◆ GIVEN DATA:

****************************************

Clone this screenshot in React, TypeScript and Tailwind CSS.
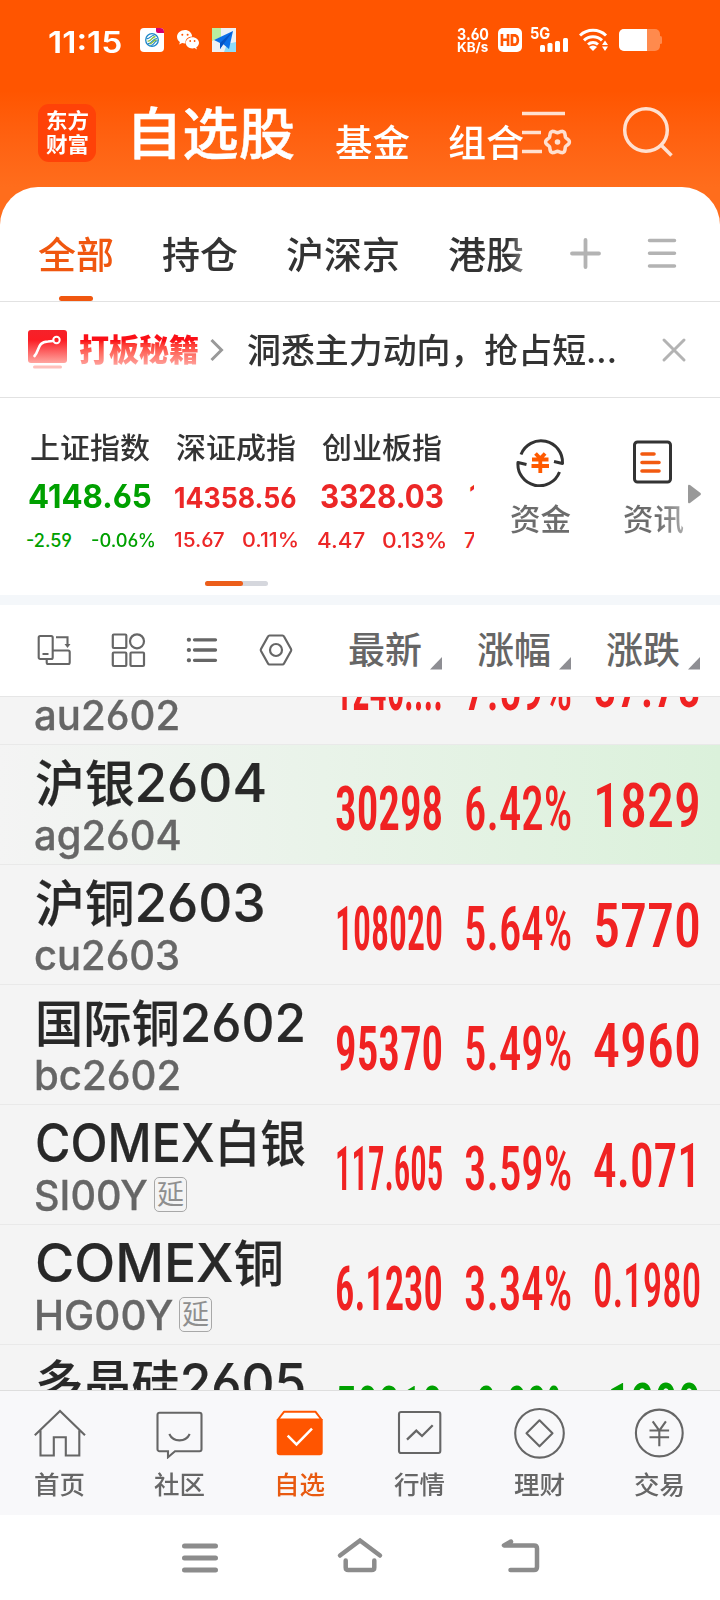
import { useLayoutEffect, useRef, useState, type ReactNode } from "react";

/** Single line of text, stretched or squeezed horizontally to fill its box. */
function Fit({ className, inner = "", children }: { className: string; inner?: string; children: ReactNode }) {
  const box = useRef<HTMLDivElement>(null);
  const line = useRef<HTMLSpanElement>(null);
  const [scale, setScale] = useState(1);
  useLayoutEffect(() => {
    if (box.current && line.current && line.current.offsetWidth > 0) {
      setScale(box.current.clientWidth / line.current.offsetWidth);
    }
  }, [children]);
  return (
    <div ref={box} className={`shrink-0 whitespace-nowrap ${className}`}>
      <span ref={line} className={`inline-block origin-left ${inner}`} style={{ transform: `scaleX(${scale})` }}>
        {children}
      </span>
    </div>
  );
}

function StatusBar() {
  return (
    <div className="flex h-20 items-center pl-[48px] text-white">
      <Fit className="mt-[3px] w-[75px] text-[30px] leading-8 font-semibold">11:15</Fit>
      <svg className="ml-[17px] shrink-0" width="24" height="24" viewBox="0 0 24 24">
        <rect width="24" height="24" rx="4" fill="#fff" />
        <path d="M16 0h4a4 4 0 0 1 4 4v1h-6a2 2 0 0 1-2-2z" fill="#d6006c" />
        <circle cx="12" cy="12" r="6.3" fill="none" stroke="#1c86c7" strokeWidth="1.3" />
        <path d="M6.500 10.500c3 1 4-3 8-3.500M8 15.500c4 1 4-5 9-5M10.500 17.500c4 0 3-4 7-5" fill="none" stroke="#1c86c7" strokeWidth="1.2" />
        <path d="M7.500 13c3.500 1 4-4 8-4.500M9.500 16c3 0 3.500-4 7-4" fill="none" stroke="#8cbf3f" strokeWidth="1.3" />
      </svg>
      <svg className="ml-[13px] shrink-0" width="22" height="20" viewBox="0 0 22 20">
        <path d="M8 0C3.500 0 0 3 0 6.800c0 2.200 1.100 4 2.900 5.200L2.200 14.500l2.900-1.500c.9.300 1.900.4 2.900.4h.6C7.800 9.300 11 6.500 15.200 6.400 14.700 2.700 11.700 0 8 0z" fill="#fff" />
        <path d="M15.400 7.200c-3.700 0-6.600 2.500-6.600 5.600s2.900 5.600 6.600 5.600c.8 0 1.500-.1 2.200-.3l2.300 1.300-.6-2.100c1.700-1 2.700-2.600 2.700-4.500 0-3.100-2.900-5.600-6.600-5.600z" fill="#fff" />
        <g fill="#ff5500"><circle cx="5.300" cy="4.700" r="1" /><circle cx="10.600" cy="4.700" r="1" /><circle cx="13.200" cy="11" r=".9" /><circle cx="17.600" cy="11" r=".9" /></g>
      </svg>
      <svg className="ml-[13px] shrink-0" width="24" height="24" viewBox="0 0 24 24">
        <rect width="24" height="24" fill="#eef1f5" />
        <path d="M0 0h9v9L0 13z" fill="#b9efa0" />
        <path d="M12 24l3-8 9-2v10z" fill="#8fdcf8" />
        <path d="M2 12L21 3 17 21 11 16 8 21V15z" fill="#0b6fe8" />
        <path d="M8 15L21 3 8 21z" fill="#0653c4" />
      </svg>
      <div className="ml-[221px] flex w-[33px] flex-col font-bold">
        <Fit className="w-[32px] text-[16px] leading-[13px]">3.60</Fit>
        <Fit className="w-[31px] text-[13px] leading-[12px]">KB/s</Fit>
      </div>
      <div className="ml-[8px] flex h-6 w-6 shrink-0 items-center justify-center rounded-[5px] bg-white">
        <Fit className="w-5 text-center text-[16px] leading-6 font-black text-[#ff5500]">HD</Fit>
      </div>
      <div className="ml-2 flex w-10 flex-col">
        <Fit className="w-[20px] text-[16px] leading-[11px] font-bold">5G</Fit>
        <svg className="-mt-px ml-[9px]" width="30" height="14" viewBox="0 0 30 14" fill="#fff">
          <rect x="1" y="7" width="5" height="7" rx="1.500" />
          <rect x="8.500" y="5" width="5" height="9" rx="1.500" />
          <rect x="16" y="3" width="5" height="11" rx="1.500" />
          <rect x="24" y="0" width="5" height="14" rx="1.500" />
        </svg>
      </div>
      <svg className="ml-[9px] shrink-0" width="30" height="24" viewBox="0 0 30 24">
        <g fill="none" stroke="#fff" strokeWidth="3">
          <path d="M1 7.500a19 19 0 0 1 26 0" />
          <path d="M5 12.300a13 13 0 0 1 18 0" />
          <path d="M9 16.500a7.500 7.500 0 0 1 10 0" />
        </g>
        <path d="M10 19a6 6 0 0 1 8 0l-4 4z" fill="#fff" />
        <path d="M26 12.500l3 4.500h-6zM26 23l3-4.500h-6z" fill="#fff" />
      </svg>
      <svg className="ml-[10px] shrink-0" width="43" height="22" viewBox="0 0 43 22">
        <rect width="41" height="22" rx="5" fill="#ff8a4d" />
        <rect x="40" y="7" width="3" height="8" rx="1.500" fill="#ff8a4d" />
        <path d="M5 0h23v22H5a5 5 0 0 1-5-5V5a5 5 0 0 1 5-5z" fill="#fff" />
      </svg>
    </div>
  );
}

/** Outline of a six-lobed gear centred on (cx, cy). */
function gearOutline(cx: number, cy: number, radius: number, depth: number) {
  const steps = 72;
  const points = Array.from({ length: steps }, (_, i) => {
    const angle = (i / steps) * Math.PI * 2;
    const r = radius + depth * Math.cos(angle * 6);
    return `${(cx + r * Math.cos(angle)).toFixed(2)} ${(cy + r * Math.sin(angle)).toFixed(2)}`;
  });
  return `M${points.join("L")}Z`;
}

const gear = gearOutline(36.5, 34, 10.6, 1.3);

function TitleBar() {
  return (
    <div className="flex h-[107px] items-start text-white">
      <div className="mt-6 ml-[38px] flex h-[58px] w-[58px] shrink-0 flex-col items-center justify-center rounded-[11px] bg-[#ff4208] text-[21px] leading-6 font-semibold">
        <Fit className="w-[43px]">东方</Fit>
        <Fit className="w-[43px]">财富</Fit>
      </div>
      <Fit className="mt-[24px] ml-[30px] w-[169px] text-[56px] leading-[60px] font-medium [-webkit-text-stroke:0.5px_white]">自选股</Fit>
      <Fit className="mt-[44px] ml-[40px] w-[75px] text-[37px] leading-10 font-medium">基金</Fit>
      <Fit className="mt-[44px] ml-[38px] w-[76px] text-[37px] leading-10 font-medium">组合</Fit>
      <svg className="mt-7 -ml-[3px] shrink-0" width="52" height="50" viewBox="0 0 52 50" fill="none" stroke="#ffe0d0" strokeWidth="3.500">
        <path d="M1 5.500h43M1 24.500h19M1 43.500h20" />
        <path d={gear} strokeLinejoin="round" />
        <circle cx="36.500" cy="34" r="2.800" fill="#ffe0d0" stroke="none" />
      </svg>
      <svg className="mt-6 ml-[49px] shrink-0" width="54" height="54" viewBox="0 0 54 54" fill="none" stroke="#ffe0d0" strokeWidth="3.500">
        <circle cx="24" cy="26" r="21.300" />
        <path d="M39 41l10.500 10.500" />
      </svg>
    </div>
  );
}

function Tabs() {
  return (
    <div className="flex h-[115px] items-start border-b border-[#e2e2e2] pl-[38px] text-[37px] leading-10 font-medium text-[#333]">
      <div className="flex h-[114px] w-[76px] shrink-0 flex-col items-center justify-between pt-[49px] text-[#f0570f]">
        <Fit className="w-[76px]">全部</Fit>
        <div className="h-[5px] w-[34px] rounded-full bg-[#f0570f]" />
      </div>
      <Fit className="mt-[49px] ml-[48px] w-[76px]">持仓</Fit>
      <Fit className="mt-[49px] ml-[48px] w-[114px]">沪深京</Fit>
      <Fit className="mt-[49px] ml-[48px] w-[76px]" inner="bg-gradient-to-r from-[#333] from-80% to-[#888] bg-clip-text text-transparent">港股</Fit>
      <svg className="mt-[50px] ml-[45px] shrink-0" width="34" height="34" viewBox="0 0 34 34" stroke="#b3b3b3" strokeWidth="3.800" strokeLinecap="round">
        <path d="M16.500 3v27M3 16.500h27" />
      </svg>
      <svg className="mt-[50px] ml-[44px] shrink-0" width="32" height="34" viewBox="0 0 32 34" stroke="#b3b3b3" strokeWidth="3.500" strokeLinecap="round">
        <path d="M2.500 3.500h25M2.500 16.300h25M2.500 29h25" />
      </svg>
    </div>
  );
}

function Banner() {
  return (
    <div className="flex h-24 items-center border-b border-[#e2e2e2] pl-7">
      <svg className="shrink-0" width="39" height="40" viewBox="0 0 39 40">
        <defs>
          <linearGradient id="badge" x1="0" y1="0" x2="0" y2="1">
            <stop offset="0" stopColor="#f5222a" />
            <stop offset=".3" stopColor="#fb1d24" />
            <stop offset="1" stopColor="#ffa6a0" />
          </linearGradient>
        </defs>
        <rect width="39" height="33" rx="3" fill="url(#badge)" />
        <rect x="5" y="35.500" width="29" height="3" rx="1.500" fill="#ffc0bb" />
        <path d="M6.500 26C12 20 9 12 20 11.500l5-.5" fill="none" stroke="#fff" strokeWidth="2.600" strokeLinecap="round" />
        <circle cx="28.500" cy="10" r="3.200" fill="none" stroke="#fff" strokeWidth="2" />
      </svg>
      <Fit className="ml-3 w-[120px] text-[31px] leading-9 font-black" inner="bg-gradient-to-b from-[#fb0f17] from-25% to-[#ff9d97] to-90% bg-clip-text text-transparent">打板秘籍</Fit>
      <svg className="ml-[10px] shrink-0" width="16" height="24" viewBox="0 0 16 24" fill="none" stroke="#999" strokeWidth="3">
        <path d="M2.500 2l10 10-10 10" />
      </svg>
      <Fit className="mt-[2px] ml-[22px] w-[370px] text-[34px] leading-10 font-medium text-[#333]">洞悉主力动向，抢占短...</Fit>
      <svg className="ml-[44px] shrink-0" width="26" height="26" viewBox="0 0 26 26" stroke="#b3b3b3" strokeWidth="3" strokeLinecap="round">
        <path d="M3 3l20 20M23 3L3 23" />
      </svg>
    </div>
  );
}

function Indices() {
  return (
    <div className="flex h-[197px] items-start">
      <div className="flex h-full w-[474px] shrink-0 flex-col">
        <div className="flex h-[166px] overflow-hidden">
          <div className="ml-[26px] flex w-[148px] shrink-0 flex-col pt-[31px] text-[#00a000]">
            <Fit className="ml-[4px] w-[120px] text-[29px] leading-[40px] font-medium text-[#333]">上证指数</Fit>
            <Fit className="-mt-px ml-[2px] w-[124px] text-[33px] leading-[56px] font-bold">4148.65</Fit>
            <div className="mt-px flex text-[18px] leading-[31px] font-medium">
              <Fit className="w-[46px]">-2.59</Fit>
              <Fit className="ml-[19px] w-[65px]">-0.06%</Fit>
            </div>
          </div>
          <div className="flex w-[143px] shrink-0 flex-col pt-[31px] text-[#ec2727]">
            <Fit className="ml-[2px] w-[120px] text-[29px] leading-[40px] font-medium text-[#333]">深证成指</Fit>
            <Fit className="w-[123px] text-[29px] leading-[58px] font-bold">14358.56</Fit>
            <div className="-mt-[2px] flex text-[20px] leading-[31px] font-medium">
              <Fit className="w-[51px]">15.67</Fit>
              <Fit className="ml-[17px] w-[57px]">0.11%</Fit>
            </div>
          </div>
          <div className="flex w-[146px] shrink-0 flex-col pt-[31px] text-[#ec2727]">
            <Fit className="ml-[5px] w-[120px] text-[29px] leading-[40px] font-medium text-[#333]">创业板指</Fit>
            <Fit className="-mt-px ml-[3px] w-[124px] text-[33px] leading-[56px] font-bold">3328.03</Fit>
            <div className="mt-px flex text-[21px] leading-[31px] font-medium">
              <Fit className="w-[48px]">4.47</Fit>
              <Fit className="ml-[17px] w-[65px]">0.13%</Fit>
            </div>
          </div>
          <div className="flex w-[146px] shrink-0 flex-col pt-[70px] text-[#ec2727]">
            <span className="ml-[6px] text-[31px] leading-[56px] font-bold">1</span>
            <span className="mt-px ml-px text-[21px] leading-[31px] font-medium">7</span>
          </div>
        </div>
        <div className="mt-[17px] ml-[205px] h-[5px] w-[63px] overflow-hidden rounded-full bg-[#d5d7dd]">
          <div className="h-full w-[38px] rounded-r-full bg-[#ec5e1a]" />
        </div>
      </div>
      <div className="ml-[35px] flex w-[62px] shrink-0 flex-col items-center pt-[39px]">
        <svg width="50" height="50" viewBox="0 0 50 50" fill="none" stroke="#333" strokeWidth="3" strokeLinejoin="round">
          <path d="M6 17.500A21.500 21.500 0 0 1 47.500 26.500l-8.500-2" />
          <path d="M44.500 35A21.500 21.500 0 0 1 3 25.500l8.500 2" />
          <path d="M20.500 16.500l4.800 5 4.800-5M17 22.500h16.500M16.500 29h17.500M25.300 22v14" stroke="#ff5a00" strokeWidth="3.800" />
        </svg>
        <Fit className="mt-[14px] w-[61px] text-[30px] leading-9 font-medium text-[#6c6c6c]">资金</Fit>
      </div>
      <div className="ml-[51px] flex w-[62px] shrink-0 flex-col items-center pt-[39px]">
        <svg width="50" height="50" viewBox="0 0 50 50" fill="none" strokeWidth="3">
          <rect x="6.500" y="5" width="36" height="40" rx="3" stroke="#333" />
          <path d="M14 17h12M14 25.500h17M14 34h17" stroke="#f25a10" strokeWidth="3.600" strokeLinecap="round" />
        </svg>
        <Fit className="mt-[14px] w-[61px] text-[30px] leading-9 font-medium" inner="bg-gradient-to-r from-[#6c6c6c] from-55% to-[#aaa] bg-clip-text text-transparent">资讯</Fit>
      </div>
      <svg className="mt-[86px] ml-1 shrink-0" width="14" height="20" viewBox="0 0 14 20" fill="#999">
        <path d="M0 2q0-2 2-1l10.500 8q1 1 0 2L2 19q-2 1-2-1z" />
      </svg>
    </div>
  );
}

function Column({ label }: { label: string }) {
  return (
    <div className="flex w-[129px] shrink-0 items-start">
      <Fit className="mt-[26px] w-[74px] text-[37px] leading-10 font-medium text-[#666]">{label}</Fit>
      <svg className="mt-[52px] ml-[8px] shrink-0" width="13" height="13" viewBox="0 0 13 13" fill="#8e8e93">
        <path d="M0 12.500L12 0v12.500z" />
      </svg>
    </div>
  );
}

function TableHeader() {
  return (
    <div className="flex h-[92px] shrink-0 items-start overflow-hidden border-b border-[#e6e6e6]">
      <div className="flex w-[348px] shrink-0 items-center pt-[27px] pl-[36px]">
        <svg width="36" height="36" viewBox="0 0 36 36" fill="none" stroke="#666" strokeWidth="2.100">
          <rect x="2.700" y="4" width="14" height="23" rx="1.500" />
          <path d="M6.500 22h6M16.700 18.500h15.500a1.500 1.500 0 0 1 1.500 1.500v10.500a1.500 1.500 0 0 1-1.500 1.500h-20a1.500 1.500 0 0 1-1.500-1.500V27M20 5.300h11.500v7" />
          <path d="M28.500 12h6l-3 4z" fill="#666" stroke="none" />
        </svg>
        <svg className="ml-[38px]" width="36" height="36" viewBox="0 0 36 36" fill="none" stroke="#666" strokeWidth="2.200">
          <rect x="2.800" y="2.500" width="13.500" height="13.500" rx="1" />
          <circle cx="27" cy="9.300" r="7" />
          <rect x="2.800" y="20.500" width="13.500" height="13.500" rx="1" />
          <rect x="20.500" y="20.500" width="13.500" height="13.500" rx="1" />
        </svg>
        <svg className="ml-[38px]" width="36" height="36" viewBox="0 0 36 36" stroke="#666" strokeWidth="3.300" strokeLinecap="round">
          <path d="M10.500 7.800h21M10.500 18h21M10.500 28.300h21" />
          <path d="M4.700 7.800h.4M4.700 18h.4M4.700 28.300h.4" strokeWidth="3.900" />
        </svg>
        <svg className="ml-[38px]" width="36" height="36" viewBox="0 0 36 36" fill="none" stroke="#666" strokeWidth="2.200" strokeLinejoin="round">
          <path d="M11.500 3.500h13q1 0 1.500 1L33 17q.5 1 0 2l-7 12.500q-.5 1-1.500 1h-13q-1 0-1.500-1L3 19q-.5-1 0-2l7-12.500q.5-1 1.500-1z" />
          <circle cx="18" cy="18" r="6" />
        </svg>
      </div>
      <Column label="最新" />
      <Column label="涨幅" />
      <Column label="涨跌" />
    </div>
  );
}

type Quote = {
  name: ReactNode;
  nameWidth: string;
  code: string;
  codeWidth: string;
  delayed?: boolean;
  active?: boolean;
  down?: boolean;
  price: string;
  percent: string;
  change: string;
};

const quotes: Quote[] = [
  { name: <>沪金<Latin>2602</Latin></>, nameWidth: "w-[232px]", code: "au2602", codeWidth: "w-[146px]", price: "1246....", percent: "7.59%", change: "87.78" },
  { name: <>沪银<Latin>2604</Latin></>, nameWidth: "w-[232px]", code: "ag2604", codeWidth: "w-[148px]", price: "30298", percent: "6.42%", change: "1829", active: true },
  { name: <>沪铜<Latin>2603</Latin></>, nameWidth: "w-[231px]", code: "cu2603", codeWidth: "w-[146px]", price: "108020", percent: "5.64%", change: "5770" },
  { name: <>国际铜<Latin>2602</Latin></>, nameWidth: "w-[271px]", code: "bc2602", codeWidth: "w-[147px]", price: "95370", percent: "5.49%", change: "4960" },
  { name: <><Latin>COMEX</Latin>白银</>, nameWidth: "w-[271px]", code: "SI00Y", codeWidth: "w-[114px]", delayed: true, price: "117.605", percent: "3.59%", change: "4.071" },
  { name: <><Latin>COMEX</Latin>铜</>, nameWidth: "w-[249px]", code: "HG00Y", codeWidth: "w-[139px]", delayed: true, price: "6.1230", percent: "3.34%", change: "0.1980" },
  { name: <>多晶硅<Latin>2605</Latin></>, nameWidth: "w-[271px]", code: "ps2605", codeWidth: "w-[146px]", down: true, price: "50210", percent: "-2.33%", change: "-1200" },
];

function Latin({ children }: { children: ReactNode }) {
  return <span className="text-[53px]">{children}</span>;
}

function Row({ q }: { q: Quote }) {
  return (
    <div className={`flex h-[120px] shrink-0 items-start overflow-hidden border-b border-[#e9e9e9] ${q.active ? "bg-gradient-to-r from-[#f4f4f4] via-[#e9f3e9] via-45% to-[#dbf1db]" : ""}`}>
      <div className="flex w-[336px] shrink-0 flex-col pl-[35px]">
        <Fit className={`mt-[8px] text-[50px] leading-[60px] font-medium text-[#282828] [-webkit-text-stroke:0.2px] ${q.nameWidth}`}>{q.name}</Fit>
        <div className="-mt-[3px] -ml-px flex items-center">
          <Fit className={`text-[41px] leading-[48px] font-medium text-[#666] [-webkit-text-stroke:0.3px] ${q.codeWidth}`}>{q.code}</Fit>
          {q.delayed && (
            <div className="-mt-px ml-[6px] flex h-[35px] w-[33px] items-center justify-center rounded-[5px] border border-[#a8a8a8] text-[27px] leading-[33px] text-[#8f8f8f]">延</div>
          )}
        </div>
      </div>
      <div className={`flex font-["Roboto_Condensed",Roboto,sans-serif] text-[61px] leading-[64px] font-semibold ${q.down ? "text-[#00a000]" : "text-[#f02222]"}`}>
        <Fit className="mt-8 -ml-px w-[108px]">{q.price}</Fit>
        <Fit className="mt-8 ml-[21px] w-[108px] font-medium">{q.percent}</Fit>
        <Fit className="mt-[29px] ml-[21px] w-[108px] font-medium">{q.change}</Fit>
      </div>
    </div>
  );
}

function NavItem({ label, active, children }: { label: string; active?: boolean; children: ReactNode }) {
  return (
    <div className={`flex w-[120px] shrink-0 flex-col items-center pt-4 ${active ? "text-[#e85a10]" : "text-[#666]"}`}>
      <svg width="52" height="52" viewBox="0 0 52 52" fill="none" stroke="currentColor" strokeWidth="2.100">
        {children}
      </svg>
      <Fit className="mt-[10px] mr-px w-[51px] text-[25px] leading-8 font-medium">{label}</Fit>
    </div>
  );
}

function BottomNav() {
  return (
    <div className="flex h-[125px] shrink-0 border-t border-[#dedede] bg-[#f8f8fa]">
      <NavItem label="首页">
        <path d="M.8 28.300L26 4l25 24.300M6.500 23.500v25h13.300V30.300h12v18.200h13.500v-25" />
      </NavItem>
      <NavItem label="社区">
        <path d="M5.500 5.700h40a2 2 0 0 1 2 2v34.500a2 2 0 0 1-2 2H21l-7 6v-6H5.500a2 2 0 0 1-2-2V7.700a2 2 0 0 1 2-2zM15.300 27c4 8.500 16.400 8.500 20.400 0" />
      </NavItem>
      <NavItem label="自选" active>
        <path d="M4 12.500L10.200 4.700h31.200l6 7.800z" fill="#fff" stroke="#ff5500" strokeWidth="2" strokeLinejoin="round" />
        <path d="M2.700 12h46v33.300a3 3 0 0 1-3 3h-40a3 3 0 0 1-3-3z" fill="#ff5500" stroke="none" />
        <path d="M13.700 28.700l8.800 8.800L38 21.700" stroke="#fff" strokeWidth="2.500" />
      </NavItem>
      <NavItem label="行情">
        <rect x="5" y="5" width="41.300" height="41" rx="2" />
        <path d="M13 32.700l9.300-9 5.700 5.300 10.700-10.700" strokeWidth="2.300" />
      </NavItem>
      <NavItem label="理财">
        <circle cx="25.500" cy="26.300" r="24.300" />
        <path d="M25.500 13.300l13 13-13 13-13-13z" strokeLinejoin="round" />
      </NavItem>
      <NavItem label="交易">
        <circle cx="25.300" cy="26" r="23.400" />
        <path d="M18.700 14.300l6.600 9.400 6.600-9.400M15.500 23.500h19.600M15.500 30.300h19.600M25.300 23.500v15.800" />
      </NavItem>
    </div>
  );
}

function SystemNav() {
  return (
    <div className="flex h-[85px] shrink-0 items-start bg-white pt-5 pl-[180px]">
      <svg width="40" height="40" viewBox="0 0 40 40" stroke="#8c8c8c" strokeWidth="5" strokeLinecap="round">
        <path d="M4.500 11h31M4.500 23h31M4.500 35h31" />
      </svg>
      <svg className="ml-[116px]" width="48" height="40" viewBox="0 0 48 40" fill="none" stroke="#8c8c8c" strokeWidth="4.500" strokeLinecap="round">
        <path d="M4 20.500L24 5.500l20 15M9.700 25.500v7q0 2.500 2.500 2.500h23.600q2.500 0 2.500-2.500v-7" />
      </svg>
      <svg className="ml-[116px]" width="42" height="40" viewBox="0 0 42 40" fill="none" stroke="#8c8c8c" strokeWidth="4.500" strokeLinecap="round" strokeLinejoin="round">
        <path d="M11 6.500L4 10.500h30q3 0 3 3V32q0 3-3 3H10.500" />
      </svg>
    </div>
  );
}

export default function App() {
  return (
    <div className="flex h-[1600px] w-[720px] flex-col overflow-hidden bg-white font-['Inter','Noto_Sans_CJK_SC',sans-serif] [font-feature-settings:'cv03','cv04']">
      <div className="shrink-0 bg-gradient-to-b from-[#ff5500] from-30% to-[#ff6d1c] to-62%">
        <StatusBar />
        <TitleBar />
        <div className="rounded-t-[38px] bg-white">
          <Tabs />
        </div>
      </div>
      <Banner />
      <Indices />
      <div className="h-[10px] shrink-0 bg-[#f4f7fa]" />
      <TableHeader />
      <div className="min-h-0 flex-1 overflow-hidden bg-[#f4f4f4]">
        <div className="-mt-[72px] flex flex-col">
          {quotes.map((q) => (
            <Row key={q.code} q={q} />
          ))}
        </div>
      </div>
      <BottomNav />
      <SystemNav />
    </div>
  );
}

****************************************

◆ EXERCISE REQUIREMENTS:
Restate the data word for word from its first line through the line with "useRef, useState, type", leaving out any picture along the way.

◆ EXPECTED ANSWER:
Clone this screenshot in React, TypeScript and Tailwind CSS.
import { useLayoutEffect, useRef, useState, type ReactNode } from "react";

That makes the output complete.